Each line from the line with "Write a component" to the line with "</TitleBar>", inclusive, is to be repeated exactly; no other line and no picture belongs in the copy.

- **DATASET EXCERPTS**
START
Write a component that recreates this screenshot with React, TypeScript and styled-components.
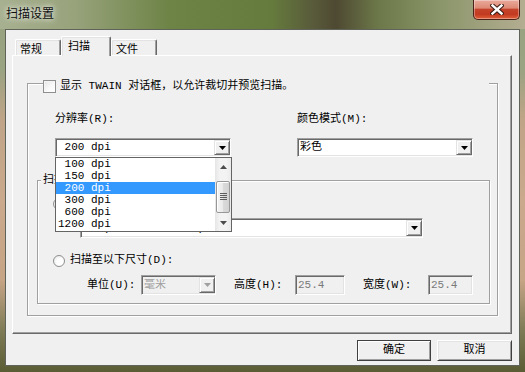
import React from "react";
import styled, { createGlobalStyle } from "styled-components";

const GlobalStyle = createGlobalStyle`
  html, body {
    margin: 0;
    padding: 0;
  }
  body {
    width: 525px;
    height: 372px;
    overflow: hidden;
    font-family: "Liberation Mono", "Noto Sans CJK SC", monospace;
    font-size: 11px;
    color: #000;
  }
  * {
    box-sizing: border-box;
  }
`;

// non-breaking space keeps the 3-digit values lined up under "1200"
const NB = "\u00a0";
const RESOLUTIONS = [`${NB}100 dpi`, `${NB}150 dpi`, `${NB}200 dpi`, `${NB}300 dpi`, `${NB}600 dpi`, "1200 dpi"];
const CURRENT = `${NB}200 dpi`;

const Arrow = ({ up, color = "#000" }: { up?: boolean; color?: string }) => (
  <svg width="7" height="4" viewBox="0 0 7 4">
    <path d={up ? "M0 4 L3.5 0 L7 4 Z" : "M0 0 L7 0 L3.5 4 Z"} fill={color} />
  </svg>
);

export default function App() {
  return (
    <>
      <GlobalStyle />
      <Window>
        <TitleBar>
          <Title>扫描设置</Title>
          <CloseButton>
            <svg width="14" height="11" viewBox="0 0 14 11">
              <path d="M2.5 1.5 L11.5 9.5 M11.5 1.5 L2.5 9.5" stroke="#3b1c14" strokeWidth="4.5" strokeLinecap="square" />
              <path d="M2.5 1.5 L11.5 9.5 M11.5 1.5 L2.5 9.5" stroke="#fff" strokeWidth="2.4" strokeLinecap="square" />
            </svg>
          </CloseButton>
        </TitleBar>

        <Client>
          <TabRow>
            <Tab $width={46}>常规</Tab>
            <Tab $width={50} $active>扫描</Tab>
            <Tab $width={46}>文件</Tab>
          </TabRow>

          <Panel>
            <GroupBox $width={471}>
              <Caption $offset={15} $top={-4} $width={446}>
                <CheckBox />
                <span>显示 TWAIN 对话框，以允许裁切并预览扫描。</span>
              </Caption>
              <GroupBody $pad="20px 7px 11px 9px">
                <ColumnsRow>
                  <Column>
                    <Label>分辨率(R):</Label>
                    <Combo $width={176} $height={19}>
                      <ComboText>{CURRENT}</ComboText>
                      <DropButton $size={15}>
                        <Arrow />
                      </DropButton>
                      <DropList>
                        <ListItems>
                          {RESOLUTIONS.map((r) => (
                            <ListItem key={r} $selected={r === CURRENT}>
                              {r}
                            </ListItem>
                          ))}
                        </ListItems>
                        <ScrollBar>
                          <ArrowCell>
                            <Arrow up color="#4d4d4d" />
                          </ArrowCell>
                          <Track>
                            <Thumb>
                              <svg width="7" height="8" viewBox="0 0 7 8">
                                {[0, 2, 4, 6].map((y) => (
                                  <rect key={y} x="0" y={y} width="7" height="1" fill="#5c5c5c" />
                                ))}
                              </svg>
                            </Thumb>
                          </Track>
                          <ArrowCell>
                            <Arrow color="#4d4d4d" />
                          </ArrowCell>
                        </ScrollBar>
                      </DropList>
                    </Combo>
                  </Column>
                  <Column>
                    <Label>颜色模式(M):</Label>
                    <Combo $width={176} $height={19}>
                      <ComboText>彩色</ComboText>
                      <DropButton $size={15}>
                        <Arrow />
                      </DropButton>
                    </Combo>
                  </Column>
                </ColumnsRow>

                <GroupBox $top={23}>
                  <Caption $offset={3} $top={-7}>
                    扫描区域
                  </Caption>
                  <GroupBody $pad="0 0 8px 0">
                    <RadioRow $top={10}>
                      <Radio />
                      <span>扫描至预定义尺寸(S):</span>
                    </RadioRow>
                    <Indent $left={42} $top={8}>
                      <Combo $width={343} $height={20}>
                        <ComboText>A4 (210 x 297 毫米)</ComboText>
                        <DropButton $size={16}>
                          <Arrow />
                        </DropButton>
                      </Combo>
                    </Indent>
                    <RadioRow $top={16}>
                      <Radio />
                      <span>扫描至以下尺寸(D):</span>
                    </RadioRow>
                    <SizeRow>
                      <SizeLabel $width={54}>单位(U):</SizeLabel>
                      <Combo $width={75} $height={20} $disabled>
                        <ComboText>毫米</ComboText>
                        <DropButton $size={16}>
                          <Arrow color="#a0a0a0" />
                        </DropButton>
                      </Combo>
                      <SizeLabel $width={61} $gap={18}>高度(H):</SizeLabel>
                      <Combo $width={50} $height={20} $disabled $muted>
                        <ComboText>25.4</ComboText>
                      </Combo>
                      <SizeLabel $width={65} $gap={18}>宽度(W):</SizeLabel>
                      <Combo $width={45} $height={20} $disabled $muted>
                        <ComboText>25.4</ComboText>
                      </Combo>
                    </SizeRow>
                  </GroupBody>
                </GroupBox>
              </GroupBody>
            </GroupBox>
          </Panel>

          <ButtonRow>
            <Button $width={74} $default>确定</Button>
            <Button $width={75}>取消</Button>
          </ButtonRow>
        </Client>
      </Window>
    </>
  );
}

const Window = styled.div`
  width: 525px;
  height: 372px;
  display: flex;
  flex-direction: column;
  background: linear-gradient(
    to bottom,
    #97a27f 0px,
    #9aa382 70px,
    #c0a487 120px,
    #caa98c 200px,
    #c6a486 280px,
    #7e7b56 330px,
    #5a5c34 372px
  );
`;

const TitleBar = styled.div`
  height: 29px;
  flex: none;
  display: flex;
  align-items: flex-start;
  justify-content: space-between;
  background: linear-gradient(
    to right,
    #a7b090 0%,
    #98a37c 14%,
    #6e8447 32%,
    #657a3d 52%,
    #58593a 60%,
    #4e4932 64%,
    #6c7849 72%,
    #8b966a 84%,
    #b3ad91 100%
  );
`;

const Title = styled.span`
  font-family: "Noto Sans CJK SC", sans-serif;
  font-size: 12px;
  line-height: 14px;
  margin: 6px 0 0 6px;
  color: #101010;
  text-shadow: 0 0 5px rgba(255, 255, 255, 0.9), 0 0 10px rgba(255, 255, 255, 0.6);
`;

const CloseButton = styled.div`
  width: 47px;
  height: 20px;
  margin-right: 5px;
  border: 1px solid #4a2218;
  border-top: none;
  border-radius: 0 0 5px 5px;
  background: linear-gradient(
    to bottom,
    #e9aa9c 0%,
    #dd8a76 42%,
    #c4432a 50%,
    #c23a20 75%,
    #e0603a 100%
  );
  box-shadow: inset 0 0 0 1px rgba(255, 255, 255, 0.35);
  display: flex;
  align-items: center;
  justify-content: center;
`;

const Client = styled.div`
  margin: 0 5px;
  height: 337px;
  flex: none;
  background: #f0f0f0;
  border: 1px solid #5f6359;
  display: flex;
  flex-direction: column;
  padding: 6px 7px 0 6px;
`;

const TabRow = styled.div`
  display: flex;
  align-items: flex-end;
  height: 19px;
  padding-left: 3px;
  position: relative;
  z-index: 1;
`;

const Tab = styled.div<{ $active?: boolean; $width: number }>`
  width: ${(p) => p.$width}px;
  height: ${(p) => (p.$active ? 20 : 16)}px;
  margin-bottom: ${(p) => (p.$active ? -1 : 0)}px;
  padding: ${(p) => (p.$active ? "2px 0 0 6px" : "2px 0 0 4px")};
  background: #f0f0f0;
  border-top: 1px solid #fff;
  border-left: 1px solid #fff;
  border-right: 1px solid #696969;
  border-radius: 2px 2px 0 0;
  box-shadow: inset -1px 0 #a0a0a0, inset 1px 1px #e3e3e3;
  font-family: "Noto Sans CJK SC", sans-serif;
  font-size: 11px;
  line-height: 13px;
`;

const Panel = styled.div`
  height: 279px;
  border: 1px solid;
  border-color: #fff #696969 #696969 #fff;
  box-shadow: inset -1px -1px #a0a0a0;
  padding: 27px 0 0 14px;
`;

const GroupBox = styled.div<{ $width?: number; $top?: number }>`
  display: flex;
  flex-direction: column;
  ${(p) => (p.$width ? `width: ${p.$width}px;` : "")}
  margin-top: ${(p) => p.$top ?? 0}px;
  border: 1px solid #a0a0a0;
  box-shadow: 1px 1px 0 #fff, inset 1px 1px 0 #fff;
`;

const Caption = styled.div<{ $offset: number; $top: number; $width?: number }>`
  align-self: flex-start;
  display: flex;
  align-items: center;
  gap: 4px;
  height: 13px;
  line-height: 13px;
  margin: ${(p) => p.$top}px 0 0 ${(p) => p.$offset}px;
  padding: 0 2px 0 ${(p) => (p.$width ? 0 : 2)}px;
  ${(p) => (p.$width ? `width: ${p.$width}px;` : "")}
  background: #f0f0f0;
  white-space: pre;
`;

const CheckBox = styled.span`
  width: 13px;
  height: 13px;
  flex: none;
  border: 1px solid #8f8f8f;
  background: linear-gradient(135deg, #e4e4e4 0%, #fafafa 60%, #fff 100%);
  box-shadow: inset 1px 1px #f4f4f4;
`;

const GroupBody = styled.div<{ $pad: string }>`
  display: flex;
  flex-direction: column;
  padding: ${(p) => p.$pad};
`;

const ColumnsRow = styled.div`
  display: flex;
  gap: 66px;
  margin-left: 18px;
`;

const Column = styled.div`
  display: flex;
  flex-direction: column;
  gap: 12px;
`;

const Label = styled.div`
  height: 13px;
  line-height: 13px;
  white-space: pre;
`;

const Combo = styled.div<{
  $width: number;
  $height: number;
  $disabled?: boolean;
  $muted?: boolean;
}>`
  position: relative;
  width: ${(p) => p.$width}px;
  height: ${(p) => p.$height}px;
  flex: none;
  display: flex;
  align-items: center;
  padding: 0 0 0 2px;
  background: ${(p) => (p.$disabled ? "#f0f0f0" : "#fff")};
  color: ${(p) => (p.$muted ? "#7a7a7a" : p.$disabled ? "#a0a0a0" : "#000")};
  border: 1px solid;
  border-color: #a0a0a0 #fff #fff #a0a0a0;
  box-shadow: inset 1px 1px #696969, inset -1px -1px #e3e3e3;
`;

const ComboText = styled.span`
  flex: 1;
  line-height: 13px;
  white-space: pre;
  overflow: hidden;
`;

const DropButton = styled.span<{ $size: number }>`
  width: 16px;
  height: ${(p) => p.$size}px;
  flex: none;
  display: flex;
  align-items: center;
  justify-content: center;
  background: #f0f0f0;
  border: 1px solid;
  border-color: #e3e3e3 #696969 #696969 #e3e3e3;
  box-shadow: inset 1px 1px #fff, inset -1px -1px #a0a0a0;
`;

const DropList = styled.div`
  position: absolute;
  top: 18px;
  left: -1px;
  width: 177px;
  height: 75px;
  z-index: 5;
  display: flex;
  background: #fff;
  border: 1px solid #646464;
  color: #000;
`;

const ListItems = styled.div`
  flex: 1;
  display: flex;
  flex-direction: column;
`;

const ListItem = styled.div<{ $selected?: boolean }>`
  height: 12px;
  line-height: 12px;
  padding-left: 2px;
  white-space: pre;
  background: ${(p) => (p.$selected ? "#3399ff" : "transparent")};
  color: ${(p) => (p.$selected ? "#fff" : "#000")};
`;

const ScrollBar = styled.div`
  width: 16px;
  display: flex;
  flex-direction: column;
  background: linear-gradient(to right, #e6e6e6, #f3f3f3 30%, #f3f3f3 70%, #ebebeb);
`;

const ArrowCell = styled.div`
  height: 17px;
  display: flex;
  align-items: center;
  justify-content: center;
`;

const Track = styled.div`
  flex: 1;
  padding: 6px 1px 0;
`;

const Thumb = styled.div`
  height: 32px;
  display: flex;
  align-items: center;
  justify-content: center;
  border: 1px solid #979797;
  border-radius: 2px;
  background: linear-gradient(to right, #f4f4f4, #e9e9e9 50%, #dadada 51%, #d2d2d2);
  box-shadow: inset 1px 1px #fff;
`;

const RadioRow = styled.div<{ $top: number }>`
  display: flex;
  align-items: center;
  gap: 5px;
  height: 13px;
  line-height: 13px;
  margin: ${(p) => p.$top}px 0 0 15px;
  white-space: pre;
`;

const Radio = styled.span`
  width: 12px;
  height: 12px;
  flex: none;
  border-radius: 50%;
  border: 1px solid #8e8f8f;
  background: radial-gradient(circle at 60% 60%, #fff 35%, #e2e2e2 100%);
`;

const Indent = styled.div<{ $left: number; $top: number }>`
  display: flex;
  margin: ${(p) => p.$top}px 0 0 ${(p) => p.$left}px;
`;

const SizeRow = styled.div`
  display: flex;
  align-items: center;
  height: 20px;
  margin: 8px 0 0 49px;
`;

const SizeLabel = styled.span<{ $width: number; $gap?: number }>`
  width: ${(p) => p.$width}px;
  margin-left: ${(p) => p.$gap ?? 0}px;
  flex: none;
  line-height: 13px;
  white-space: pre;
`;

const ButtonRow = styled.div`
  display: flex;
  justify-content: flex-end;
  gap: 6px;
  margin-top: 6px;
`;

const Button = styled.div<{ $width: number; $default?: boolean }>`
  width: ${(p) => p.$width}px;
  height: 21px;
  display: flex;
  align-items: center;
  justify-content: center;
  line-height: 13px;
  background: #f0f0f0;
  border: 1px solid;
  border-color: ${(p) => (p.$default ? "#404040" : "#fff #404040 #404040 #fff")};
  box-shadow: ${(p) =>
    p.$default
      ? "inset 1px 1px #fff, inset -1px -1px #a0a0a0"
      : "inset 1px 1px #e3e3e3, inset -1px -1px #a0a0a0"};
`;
END
START
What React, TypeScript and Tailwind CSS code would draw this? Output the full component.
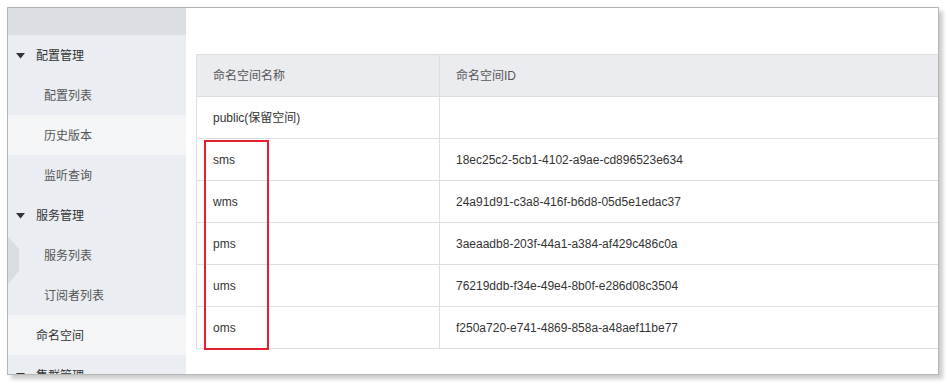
END
- **RIGHT ANSWER**
Write a component that recreates this screenshot with React, TypeScript and styled-components.
import React from "react";
import styled, { createGlobalStyle } from "styled-components";

const GlobalStyle = createGlobalStyle`
  html, body {
    margin: 0;
    padding: 0;
  }
  body {
    width: 525px;
    height: 372px;
    overflow: hidden;
    font-family: "Liberation Mono", "Noto Sans CJK SC", monospace;
    font-size: 11px;
    color: #000;
  }
  * {
    box-sizing: border-box;
  }
`;

// non-breaking space keeps the 3-digit values lined up under "1200"
const NB = "\u00a0";
const RESOLUTIONS = [`${NB}100 dpi`, `${NB}150 dpi`, `${NB}200 dpi`, `${NB}300 dpi`, `${NB}600 dpi`, "1200 dpi"];
const CURRENT = `${NB}200 dpi`;

const Arrow = ({ up, color = "#000" }: { up?: boolean; color?: string }) => (
  <svg width="7" height="4" viewBox="0 0 7 4">
    <path d={up ? "M0 4 L3.5 0 L7 4 Z" : "M0 0 L7 0 L3.5 4 Z"} fill={color} />
  </svg>
);

export default function App() {
  return (
    <>
      <GlobalStyle />
      <Window>
        <TitleBar>
          <Title>扫描设置</Title>
          <CloseButton>
            <svg width="14" height="11" viewBox="0 0 14 11">
              <path d="M2.5 1.5 L11.5 9.5 M11.5 1.5 L2.5 9.5" stroke="#3b1c14" strokeWidth="4.5" strokeLinecap="square" />
              <path d="M2.5 1.5 L11.5 9.5 M11.5 1.5 L2.5 9.5" stroke="#fff" strokeWidth="2.4" strokeLinecap="square" />
            </svg>
          </CloseButton>
        </TitleBar>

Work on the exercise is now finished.